Implications for practice
We have argued that potentially useful positive feedback about UK health services may be unattended on a substantial scale, if healthcare providers allocate insufficient resources to analysing feedback in ways that lead to change, and focus on concerns and complaints rather than positive evaluations.6 In some of the positive feedback examples described in our paper, there were clear ambiguities, such as mixed feedback where there was no clear separation between positive and negative elements, and grateful feedback where the target of gratitude was not clear. In a system that has resource limitations for feedback processing, then these kinds of ambiguity may limit their value for improving service quality, by requiring substantial analyst capacity to process. People who commission and implement feedback collection systems should consider raising the value of feedback by prioritising changes that reduce unnecessary ambiguity, for example, by asking what it was about a service that made a difference, and what it was about the person and their personal situation that meant this was helpful for them.

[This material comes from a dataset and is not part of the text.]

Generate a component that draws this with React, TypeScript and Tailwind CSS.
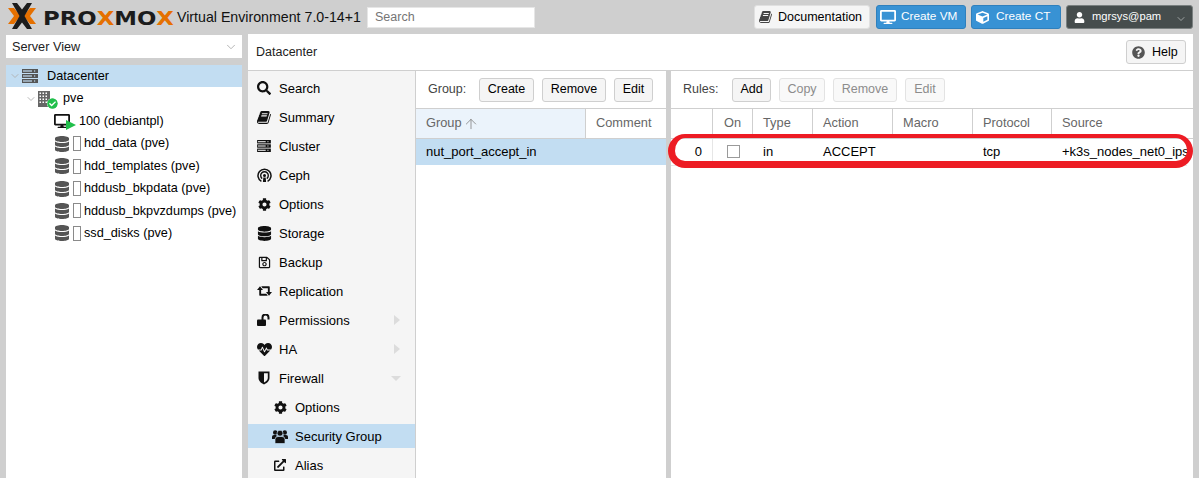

We have noted however that some contributors have chosen to provide feedback in the form of reflective narratives. In examples that we have inspected, being enabled to provide feedback as a narrative has allowed a contributor to make a clear and contextualised statement about what worked for them, and why, at a point in time when they understand and felt ready to share these experiences, rather than at a time and in a form predetermined by health services. This is particularly critical for mental health services, where attitudes to treatment can continue to change in the years after treatment,24 perhaps underpinned by a developing personal understanding around mental health. Some approaches to reducing ambiguity, such as more structured data collection questions, might reduce the potential for narrative feedback to be contributed, perhaps precluding some valuable insights. Hence, service designers will need to examine how to negotiate trade-offs in the design and implementation of feedback collection services, between reducing ambiguity, and maximising narrative richness. Because of the challenges of processing ambiguous or narrative data, then groups tasked with making use of service user feedback should carefully plan to optimise the human resources needed within their resource constraints, for example by providing narrative analysis and interpretation training.